* _Set exercise_
Retype the whole listing verbatim and keep the pictures out of it.

-- Start Data section --

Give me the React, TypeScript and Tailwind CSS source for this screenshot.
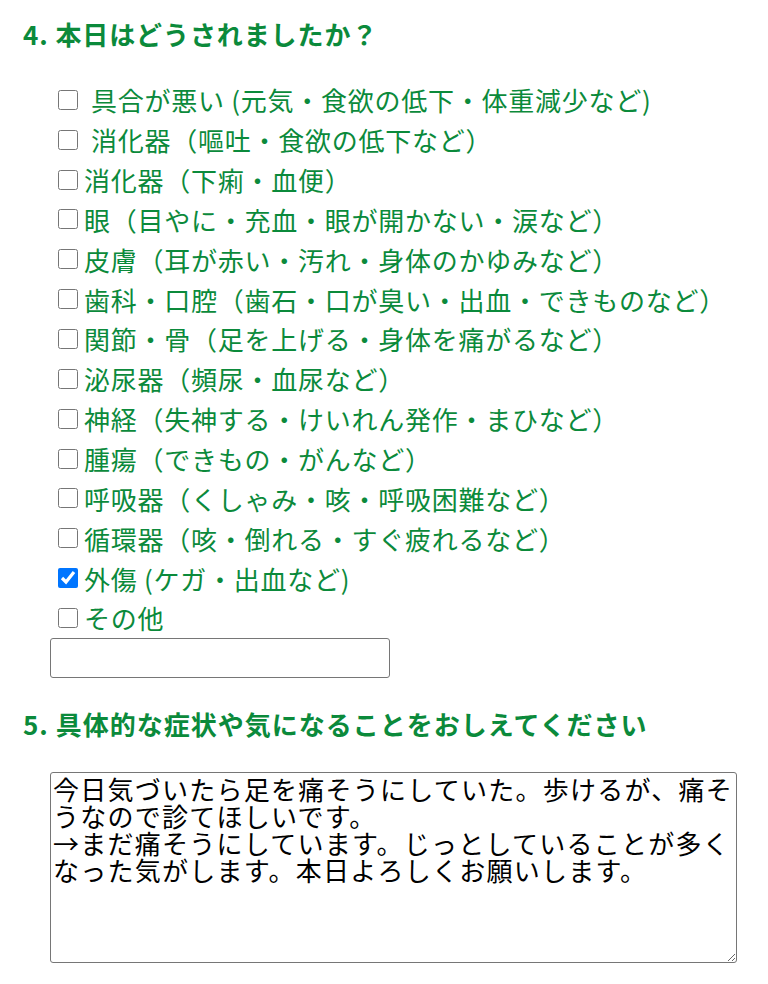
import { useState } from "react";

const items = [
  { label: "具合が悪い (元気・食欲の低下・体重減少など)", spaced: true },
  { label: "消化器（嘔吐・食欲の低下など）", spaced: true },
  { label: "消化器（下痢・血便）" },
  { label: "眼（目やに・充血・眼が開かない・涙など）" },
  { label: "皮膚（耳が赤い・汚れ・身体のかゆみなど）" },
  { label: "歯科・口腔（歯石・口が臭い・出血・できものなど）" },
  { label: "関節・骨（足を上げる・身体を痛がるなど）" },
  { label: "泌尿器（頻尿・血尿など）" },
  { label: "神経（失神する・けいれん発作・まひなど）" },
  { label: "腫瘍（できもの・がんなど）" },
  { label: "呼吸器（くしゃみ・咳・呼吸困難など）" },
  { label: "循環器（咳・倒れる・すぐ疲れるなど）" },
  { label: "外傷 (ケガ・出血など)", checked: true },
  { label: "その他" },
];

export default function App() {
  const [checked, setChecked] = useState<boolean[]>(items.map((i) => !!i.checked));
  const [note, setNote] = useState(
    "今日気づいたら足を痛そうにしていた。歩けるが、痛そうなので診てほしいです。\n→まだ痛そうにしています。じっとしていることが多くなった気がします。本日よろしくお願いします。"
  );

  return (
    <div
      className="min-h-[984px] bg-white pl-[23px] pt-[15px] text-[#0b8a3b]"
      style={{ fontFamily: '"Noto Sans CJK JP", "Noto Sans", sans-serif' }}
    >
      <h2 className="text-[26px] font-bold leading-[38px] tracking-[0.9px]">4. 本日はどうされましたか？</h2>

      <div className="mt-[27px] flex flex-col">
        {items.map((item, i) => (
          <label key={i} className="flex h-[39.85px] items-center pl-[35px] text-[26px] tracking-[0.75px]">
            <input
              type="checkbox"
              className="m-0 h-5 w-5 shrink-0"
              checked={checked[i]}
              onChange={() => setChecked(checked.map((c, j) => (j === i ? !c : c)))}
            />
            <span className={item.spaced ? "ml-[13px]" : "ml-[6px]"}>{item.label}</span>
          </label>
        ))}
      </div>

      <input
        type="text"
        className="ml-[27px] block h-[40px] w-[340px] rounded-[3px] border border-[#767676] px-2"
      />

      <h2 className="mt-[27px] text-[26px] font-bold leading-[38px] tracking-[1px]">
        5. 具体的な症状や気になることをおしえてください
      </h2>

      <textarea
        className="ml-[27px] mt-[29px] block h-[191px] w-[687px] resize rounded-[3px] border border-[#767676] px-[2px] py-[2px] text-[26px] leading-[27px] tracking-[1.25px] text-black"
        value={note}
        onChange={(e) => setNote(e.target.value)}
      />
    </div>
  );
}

-- End Data section --

* _Worked answer_
Give me the React, TypeScript and Tailwind CSS source for this screenshot.
import { useState } from "react";

const items = [
  { label: "具合が悪い (元気・食欲の低下・体重減少など)", spaced: true },
  { label: "消化器（嘔吐・食欲の低下など）", spaced: true },
  { label: "消化器（下痢・血便）" },
  { label: "眼（目やに・充血・眼が開かない・涙など）" },
  { label: "皮膚（耳が赤い・汚れ・身体のかゆみなど）" },
  { label: "歯科・口腔（歯石・口が臭い・出血・できものなど）" },
  { label: "関節・骨（足を上げる・身体を痛がるなど）" },
  { label: "泌尿器（頻尿・血尿など）" },
  { label: "神経（失神する・けいれん発作・まひなど）" },
  { label: "腫瘍（できもの・がんなど）" },
  { label: "呼吸器（くしゃみ・咳・呼吸困難など）" },
  { label: "循環器（咳・倒れる・すぐ疲れるなど）" },
  { label: "外傷 (ケガ・出血など)", checked: true },
  { label: "その他" },
];

export default function App() {
  const [checked, setChecked] = useState<boolean[]>(items.map((i) => !!i.checked));
  const [note, setNote] = useState(
    "今日気づいたら足を痛そうにしていた。歩けるが、痛そうなので診てほしいです。\n→まだ痛そうにしています。じっとしていることが多くなった気がします。本日よろしくお願いします。"
  );

  return (
    <div
      className="min-h-[984px] bg-white pl-[23px] pt-[15px] text-[#0b8a3b]"
      style={{ fontFamily: '"Noto Sans CJK JP", "Noto Sans", sans-serif' }}
    >
      <h2 className="text-[26px] font-bold leading-[38px] tracking-[0.9px]">4. 本日はどうされましたか？</h2>

      <div className="mt-[27px] flex flex-col">
        {items.map((item, i) => (
          <label key={i} className="flex h-[39.85px] items-center pl-[35px] text-[26px] tracking-[0.75px]">
            <input
              type="checkbox"
              className="m-0 h-5 w-5 shrink-0"
              checked={checked[i]}
              onChange={() => setChecked(checked.map((c, j) => (j === i ? !c : c)))}
            />
            <span className={item.spaced ? "ml-[13px]" : "ml-[6px]"}>{item.label}</span>
          </label>
        ))}
      </div>

      <input
        type="text"
        className="ml-[27px] block h-[40px] w-[340px] rounded-[3px] border border-[#767676] px-2"
      />

      <h2 className="mt-[27px] text-[26px] font-bold leading-[38px] tracking-[1px]">
        5. 具体的な症状や気になることをおしえてください
      </h2>

      <textarea
        className="ml-[27px] mt-[29px] block h-[191px] w-[687px] resize rounded-[3px] border border-[#767676] px-[2px] py-[2px] text-[26px] leading-[27px] tracking-[1.25px] text-black"
        value={note}
        onChange={(e) => setNote(e.target.value)}
      />
    </div>
  );
}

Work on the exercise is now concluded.